In Hellenic Shipping News 08/07/2017
In its latest weekly report, shipbroker Intermodal noted that “a war of words blasted last month as the UAE, S. Arabia, Egypt and Bahrain revealed that they are experiencing severe diplomatic issues with the state of Qatar over assertions that it is sponsoring terrorism. Furthermore, various prohibitions have been imposed on land, sea and air travel as well as movement of goods into and out of Qatar, triggering economic and social isolation. President Trump has supported S. Arabia even though Qatar was recently identified by him as a “strategic partner”. Unfortunately, such developments mark an unprecedented swift in Middle Eastern relations, which undoubtedly affect the maritime industry with developing implications”.
According to Intermodal’s analyst Katerina Restis, “Qatari flagged or owned vessels, calling ports in S. Arabia, UAE and Bahrain have been restricted from entering and also excluded from their regional waters. A ban has been imposed in certain ports on vessels of any flag arriving from, or bound for, Qatari ports. Currently, the restriction is related only to the last/next port call as a vessel transiting via a third country such as Kuwait or Oman would not be refused entry. Additionally, Saudi Arabia has prohibited the discharging of goods of Qatari origin in its ports. Egypt further cut off diplomatic ties with Qatar and access to its airspace but Suez Canal transit remains open and unaffected for Qatari flagged or owned vessels and delivery of cargoes. In view of the current situation Qatar ports have not yet declared any joint restraint on any vessel arriving from, or proceeding to, S. Arabia, the UAE or Bahrain”.
Restis added that “moreover, UAE acquires almost 1/3 of its natural gas from Qatar via the Dolphin Energy pipeline. The value of Qatar’s trade with Saudi Arabia is over $2 billion, $7 billion with the UAE and $500 million with Bahrain. Remarkably, Qatar exports more to these countries than it imports. The exposure of the S. Arabia banking sector to Qatar is assessed to be $30 billion with the UAE’s exposure being of similar magnitude. It has recently been reported that some Saudi, UAE and Egyptian banks are suspending business with Qatari banks until they receive guidance from their central banks”.

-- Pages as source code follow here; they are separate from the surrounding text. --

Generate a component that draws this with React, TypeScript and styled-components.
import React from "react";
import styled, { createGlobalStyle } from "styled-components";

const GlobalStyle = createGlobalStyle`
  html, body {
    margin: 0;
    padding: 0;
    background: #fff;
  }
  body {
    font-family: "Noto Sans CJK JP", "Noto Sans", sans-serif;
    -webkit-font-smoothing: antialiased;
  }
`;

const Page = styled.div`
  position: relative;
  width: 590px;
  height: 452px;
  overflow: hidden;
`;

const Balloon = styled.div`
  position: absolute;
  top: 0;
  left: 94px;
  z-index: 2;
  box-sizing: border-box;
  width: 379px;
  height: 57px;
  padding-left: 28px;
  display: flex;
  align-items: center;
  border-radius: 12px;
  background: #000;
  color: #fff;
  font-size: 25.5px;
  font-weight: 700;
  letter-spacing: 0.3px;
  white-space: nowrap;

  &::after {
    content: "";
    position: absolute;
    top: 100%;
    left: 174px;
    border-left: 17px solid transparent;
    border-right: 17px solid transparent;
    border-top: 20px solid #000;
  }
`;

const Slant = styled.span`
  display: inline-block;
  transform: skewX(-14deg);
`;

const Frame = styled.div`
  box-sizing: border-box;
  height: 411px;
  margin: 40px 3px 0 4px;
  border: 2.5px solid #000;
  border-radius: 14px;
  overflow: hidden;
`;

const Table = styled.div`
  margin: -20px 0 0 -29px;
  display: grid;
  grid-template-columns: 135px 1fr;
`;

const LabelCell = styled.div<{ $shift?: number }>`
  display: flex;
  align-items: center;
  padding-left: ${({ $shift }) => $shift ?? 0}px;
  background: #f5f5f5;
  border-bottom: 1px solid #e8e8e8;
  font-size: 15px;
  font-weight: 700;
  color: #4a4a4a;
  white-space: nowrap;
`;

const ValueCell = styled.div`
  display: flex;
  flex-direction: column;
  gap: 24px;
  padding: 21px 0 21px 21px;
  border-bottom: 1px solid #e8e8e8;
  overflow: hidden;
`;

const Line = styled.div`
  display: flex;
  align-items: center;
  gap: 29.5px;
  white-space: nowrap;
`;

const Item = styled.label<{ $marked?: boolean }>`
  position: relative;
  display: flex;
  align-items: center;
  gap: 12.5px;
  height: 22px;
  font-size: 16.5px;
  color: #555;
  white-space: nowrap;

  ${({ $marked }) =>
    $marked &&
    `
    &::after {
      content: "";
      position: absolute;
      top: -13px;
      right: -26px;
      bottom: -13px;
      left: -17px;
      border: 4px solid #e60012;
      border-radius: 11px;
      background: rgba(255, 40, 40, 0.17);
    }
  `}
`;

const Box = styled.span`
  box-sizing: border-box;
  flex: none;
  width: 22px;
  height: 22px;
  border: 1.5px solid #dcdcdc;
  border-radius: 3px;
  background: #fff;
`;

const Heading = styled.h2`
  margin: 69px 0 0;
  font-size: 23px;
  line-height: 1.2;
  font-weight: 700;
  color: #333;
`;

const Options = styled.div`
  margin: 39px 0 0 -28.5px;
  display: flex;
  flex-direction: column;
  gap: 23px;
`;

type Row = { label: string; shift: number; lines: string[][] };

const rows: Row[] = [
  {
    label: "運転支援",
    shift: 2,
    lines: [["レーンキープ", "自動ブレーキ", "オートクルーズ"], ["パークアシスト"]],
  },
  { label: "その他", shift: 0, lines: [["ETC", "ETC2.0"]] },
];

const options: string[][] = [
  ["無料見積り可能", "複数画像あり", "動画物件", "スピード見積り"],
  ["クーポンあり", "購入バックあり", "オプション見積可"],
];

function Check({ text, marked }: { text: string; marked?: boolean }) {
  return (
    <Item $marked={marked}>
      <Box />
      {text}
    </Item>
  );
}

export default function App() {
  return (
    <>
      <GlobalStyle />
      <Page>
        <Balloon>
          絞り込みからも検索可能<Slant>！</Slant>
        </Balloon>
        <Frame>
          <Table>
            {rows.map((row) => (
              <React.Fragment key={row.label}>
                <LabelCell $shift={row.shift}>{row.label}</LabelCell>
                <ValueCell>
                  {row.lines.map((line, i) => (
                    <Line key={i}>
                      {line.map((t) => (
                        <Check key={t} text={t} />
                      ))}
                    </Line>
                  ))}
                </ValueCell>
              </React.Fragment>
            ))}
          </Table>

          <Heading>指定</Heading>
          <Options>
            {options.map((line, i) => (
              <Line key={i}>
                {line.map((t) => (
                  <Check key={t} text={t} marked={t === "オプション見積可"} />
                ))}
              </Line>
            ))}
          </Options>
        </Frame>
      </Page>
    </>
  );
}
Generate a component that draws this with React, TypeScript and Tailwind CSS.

Meanwhile, “Qatar is a major exporter of condensate and the trade sanction may render the purchase of Qatari crude and condensate difficult. Excluding vessels that have called at Qatar may require traders to differ their trading patterns. For example, as recently reported, the LNG carriers Zarga and Al Mafyar with Qatar cargo onboard are going to Europe around the continent of Africa as an alternative of the preferred route via the Red Sea and the Suez Canal”.
Bunkering is also likely to be affected in bunkering ports such as Fujairah, where some three-quarters of tankers sailing through the Gulf stopover to refuel. It is reported that the Fujairah port’s immigration is not permitting crews to join or to sign off vessels coming from or bound to Qatar. Largely, Qatar and its neighbors share strong cultural and family ties. In any event, for the time being, there is no indication of the dispute de-escalating. In the short term, the costs will fall more heavily but not entirely on Qatar. However, if the conflict persists, Qatar will search for alternative channels, which could in turn change the economic, social, and political landscape of the Gulf in ways that will ultimately challenge its neighbors. The current conflict comes at a time of severe economic downturn caused by the fall in global energy prices. Gulf economies are already distressed due to low oil prices. We expect to have more visibility on the operational and further implications of the restrictions against Qatar as the matter unfolds”, Intermodal’s analyst concluded.